Article written by Ginevra Bighini,; mentoring by Dr. Daniele Trevisani,


Today I would like to talk about the cultural differences that can be found in the Chinese area, starting with a brief explanation of China’s History.

China is one of the biggest countries of the world and the most populated one. Understanding its history is very important to understand the global development, because some of the most decisive discoveries and inventions took place precisely in this area (e.g.: paper, printing, gunpowder, compass, etc.)

One of the most important elements of Chinese history is the Dynasties.  Emperors and Empresses from the same bloodline ruled China from 150 BCE to 1911 CE. When a dynasty was overthrown, a new one would take its place or China would be divided into different states.  These Dynasties were held together by one of the most influential ideas of though, known as Confucianism. (1)

Confucianism was developed in China by Master Kong in 551-479 BC, who was given the name Confucius by Jesuit missionaries who were visiting there. However, the fundamental principles of Confucianism began before his birth, during the Zhou Dynasty.

At that time, the ideas of respect and the well-being of others were prevalent, but there was also an emphasis on spiritual matters – specifically, the goodness of the divine and the mandate to rule given to those in power. These ideas were meant to unite the people, create stability and prevent rebellion.

Confucius believed his philosophy was also a route toward a civil society. However, he shifted attention away from ruling authorities, the divine or one’s future after death, focusing instead on the importance of daily life and human interactions. This new, refined version of the philosophy did not completely take root until the next dynasty, the Han (140-87 BC). The foundation of Confucianism is an appreciation for one’s character and the well-being of others. 

This doctrine has a complete system of moral, social, political, and religious thought, and has had a large influence on the history of Chinese civilization. (2)

In 1911, China overthrew the Qing Dynasty to form a democracy, however in 1916 the government fell apart.  This caused a great chaos leading to China being divided up into several smaller states.  Eventually, two major parties tried to reunify them: the Nationalist party, that sought for democracy, and the Communist party lead by Mao Zedong, that took control of the country after the 1949 revolution.

Mao Zedong lead multiple cultural and industrial revolutions with varying degrees of success, turning this country into a mix of Communism and Capitalism. (3)

Even though it recently got reunited, china’s cultural differences still live. Due to the many barbaric invasions that got different ethnic groups mixed up, to the different geographical features that can be found in this vast land, to constant political and economic divisions and reunifications, etc. China possesses an incredible variety of cultures.

For example China legally recognizes 56 distinct ethnic groups and 292 living languages. All these languages could communicate thanks to Chinese characters, that could be well understood all over the country.
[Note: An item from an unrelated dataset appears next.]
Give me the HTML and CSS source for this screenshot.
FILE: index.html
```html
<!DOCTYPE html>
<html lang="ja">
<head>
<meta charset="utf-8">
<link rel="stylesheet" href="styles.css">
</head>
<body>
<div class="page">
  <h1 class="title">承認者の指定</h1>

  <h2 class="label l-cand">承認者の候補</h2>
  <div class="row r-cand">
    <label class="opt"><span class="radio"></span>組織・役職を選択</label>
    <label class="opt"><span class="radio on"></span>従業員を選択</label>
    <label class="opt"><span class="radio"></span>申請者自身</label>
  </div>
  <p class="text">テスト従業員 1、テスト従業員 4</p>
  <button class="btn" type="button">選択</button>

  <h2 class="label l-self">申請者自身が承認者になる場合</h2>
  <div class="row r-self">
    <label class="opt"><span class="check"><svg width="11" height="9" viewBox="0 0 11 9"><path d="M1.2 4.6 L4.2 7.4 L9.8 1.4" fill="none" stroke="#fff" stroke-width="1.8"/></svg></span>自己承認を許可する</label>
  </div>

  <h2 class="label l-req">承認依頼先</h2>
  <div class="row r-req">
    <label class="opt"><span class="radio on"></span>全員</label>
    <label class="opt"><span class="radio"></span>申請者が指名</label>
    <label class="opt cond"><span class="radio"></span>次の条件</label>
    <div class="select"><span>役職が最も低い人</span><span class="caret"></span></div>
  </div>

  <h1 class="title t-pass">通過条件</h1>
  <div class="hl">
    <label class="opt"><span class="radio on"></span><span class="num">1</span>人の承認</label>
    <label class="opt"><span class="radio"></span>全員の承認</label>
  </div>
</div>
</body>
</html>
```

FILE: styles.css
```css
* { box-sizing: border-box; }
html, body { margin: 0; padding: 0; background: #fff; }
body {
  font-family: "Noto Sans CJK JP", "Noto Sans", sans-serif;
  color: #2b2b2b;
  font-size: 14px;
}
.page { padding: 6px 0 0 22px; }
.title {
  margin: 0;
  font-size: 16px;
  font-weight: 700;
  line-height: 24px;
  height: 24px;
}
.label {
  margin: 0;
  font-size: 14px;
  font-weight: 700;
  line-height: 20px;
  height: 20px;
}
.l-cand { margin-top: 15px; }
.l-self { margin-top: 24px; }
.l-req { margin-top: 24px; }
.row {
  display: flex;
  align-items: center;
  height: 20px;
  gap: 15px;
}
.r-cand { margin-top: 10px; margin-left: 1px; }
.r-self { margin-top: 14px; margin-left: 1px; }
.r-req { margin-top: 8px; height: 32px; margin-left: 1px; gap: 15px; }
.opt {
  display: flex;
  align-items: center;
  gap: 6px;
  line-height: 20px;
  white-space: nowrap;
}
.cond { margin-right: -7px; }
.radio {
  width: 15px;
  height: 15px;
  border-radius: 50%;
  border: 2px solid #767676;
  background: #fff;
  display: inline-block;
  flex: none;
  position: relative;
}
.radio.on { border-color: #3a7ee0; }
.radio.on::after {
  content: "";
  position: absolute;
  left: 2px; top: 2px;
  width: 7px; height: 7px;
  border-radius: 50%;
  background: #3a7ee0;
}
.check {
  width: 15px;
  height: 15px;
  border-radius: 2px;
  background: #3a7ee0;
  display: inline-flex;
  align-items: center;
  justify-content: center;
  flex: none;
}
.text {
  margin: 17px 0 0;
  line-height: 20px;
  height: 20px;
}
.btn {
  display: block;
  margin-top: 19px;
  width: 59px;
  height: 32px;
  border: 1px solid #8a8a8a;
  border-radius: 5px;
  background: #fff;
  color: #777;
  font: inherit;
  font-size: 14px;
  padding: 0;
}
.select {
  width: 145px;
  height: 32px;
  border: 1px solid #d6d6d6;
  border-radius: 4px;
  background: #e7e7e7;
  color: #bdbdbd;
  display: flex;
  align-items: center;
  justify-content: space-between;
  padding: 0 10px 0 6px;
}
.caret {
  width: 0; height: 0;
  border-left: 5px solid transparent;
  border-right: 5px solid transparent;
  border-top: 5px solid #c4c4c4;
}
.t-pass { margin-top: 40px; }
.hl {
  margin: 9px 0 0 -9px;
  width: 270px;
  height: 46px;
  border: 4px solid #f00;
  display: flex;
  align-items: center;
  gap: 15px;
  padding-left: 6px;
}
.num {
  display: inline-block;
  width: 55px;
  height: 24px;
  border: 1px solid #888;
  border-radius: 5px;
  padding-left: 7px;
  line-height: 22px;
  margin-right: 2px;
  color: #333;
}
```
Concerning religion, the government of the People’s Republic of China officially espouses state atheism, but over the millennia, Chinese civilization has been influenced by various religious movements, such as Taoism and Buddhism, that were combined with the doctrine of Confucianism.

Diversity can be found also in Chinese cusine. In China we have the “Eight Major Cuisines”, including Sichuan, Cantonese, Jiangsu, Shandong, Fujian, Hunan, Anhui, and Zhejiang cuisines. All of them are featured by the precise skills of shaping, heating, colorway and flavoring. Generally, China’s staple food is rice in the south, wheat-based breads and noodles in the north. Furthermore, southern cuisine, due to the area’s proximity to the ocean and milder climate, has a wide variety of seafood and vegetables, that the northern cusine do not possess. (4)

There are many other cultural differences that can be mentioned, but there is not enough space to list them all.

So, to conclude, China is an example that cultural differences do not exist only among different countries, but also inside one country. To negotiate effectively, we must be aware that even our closest neighbour, culturally speaking, can be the exact opposite of us, even though we both share the same place of origin.